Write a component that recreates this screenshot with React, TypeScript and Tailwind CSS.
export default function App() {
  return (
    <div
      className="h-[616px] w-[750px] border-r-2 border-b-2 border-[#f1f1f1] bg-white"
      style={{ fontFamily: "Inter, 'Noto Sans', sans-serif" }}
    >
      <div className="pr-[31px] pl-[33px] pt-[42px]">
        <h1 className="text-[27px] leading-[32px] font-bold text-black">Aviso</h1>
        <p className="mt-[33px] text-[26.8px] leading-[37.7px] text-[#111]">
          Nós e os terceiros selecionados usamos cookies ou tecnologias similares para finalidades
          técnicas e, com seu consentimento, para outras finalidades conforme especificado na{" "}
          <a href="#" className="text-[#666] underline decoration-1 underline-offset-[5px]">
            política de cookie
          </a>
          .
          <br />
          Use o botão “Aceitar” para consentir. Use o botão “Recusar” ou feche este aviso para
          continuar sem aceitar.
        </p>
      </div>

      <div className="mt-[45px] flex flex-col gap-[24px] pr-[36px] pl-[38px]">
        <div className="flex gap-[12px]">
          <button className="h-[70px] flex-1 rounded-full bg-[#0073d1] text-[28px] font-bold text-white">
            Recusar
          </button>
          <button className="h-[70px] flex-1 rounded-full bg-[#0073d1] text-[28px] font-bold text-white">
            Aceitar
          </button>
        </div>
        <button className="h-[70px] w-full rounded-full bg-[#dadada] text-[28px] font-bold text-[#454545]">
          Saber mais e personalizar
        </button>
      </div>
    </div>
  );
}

- - - - - - -

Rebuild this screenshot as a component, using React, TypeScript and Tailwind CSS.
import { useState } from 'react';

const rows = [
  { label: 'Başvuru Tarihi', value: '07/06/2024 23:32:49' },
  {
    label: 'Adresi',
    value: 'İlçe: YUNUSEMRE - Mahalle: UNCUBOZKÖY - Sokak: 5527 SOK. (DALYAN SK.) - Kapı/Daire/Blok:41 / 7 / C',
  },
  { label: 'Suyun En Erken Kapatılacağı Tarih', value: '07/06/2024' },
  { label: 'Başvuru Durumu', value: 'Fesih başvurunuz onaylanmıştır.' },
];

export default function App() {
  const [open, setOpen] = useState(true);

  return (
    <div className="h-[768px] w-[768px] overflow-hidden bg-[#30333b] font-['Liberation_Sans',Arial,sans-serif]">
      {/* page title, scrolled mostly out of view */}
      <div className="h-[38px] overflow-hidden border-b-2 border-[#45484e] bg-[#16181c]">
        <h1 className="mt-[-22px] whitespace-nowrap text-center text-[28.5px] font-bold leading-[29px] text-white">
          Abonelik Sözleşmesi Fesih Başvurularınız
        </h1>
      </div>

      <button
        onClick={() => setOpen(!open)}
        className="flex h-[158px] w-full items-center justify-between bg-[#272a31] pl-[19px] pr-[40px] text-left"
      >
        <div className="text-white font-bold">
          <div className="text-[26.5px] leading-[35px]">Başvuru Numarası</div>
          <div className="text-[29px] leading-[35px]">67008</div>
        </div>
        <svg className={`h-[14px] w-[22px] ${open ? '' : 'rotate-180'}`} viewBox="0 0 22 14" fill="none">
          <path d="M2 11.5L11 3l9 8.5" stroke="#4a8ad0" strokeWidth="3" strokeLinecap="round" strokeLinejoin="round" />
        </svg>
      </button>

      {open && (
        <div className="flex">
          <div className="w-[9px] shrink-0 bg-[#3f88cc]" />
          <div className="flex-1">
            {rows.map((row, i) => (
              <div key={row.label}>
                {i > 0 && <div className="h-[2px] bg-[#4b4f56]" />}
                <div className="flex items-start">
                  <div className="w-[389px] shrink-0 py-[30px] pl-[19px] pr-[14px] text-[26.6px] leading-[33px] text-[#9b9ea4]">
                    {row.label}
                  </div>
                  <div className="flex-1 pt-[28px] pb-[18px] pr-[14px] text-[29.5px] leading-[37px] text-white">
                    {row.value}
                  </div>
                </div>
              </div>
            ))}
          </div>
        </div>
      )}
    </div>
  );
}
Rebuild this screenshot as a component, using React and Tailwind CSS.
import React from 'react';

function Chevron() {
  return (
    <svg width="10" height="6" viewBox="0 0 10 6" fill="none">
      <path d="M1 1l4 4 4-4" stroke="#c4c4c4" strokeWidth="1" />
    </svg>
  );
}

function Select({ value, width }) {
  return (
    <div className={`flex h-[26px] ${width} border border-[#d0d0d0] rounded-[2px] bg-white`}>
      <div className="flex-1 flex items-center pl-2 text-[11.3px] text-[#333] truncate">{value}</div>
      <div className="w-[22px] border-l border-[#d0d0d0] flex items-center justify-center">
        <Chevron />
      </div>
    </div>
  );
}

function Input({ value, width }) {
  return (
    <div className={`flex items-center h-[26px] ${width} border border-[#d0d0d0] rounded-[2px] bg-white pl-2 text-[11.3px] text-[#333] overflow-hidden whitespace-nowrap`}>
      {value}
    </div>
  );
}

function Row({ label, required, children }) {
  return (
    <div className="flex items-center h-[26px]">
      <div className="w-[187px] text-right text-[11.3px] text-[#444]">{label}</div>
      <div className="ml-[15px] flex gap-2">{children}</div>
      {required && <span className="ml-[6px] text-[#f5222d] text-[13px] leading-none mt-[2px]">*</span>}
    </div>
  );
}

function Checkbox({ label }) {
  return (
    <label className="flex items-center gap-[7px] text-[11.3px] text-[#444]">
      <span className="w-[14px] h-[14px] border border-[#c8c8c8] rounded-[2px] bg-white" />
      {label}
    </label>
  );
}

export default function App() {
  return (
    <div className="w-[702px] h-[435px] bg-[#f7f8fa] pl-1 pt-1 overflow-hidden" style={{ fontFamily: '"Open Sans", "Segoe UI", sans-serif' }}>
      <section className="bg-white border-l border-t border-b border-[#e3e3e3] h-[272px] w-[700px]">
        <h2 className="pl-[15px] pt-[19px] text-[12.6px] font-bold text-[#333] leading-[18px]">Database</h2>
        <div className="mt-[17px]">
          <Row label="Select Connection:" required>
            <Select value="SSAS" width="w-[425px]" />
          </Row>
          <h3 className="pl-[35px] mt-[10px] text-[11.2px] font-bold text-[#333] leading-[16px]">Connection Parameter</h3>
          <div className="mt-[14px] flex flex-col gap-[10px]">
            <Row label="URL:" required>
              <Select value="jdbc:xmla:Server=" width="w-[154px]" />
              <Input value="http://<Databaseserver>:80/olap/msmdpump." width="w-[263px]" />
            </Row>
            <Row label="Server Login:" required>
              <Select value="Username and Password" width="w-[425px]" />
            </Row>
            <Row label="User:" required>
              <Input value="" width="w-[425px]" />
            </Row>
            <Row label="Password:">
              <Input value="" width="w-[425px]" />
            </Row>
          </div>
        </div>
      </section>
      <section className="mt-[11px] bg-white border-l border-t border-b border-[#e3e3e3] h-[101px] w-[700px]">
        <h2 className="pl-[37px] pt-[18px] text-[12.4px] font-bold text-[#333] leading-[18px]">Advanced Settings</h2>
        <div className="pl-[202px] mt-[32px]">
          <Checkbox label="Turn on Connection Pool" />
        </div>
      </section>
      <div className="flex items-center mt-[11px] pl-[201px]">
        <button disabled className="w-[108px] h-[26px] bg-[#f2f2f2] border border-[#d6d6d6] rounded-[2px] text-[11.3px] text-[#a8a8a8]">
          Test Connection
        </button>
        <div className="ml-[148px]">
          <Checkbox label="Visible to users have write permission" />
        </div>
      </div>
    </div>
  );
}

- - - - - - -

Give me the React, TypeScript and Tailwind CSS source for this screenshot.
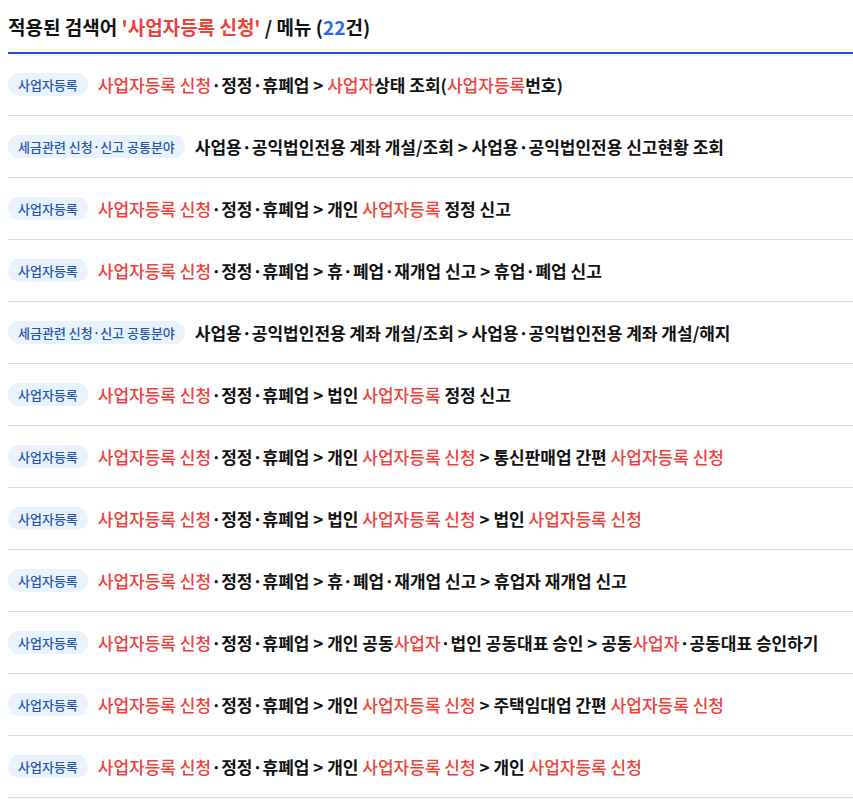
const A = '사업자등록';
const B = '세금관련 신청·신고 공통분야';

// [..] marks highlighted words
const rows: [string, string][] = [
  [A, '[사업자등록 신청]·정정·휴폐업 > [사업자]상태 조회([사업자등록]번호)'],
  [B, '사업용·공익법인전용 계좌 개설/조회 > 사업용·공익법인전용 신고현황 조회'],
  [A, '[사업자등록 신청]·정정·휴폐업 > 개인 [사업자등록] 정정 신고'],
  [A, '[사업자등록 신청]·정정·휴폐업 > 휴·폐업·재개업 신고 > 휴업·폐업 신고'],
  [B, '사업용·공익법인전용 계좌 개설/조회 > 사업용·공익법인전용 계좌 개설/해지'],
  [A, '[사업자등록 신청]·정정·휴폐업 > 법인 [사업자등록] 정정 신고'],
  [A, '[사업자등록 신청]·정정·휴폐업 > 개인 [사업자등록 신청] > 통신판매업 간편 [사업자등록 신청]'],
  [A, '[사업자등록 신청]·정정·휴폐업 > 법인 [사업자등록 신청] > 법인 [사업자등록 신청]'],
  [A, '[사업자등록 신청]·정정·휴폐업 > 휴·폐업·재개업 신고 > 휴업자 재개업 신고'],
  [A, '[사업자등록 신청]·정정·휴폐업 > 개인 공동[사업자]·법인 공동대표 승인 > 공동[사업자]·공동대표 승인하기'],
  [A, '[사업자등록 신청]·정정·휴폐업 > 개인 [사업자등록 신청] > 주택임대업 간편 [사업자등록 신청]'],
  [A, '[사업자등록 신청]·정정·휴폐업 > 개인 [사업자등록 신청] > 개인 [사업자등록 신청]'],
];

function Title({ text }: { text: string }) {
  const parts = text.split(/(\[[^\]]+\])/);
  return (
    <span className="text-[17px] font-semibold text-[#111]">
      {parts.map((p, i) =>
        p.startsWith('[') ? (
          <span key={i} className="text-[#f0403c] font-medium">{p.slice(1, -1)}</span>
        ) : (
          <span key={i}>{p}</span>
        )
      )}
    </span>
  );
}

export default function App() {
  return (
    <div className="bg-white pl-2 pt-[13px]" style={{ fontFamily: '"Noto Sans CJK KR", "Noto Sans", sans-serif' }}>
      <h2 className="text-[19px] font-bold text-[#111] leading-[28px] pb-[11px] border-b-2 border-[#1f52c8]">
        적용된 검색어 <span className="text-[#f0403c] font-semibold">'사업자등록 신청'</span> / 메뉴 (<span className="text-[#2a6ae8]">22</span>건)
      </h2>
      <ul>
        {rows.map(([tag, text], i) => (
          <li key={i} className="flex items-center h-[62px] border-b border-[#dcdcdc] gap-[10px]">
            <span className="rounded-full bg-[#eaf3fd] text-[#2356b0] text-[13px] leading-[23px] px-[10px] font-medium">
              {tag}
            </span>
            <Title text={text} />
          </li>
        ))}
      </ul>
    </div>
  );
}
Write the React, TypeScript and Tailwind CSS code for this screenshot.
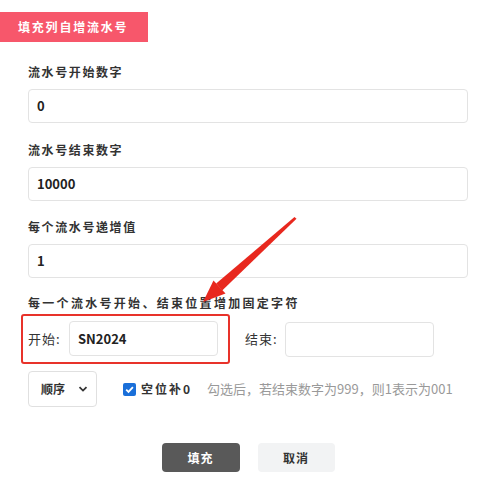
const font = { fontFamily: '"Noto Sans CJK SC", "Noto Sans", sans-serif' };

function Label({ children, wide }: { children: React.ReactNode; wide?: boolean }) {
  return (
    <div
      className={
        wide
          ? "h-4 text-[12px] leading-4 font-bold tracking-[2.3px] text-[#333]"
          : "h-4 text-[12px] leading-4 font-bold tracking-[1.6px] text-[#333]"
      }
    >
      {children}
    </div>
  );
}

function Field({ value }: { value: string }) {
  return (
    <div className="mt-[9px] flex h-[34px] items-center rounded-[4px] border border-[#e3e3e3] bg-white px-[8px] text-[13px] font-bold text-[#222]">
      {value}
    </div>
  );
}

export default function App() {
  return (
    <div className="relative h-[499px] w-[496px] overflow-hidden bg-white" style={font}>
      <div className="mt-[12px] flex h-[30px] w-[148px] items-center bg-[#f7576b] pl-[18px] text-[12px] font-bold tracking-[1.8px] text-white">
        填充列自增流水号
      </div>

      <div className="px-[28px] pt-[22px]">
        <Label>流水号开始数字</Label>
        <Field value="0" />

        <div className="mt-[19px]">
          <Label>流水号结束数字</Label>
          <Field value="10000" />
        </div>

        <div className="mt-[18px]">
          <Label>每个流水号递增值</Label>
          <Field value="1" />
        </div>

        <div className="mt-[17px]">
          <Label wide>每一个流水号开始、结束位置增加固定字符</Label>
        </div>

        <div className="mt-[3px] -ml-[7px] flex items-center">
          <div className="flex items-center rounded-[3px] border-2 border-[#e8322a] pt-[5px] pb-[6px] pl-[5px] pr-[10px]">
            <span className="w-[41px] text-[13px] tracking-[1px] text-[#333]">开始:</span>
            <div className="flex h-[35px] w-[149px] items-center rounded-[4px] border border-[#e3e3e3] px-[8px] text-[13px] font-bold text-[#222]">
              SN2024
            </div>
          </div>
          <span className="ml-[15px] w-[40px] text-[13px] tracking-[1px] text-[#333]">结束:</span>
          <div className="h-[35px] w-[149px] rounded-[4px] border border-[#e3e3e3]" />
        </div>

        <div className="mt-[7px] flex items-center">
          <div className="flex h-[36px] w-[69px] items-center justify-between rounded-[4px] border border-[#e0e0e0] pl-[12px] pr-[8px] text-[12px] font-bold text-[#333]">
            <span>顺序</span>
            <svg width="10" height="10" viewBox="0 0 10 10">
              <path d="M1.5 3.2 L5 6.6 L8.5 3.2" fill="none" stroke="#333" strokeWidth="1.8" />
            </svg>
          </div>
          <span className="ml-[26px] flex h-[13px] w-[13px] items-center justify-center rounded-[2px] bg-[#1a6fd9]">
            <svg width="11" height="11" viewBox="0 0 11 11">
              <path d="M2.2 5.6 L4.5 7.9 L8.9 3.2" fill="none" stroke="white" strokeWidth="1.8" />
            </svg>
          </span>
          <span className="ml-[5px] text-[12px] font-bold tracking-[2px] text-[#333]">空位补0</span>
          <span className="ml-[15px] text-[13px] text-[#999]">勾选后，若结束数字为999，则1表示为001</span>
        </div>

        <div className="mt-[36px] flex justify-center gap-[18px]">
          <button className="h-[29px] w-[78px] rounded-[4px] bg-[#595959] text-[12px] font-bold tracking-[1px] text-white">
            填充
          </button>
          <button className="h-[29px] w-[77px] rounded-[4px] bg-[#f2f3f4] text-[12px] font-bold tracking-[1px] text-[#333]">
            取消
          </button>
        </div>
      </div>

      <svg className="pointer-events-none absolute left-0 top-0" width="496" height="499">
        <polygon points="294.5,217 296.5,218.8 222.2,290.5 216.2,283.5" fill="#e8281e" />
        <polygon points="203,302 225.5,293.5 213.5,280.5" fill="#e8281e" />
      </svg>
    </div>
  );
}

- - - - - - -

Collect from the data above every line that includes "using".

Rebuild this screenshot as a component, using React, TypeScript and Tailwind CSS.
Rebuild this screenshot as a component, using React and Tailwind CSS.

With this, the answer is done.